A8: We see this as an excellent opportunity to solidify the renewable energy production sector, by further lowering CAPEX and OPEX costs.
In particular, we are strengthening our data analysis capabilities, which can be impactful on what concerns the operational costs decrease, by achieving better results on predictive maintenance and accelerating the execution of corrective maintenance. We expect energy management to be highly impacted by a an increased ability to better analyze data, an opportunity that is clearly driven by new technologies. Also, we see a lot of potential in robotic process automatization, given the significant cost reduction and increased quality control it provides.
Also, we must not ignore the integration between renewable technology and batteries, in addition to hybrid farms. For these initiatives it is critical to be able to execute pilots, that will help us to escalate our ideas to a commercial viable product, only and only if, the market and regulatory frameworks are supportive.
It is important to mention that this analysis of new technologies is fully aligned with the digitalization effort of the EDP Group and is a core pillar of our Innovation culture.

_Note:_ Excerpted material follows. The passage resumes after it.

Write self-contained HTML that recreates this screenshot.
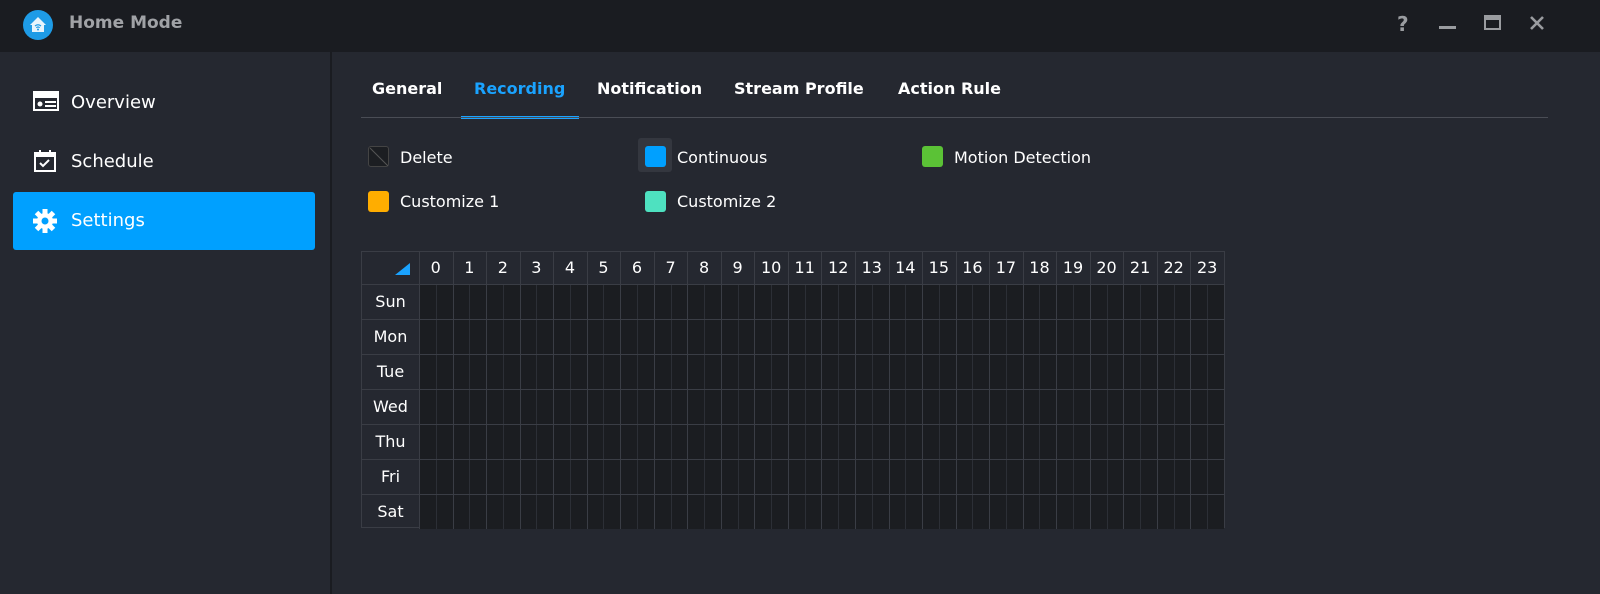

Q9 What are the key perspectives for the future of EDPR?
A9: On the long term, I am very confident given that EDPR is a leader in a market that is the future of energy production. Climate Change is a reality, and it is our duty to further develop renewable energy to mitigate the impacts on climate. There is no doubt that, when in 2008 we began this journey, we made the right decision. Having said this, we know that there are short-term challenges that we need to overcome. And the best way to do it is to maintain loyal to the strategic principles that have brought us to this position of leadership, while maintaining a low risk profile.
We will be flexible, to make sure that we are able to differentiate our product from our competitors, and that we dominate and take advantage of new technologies such as solar photovolatic and offshore. And doing so while we increase our efficiency.
With the support from all our stakeholders, specially our team and shareholders, I am sure we will be successful.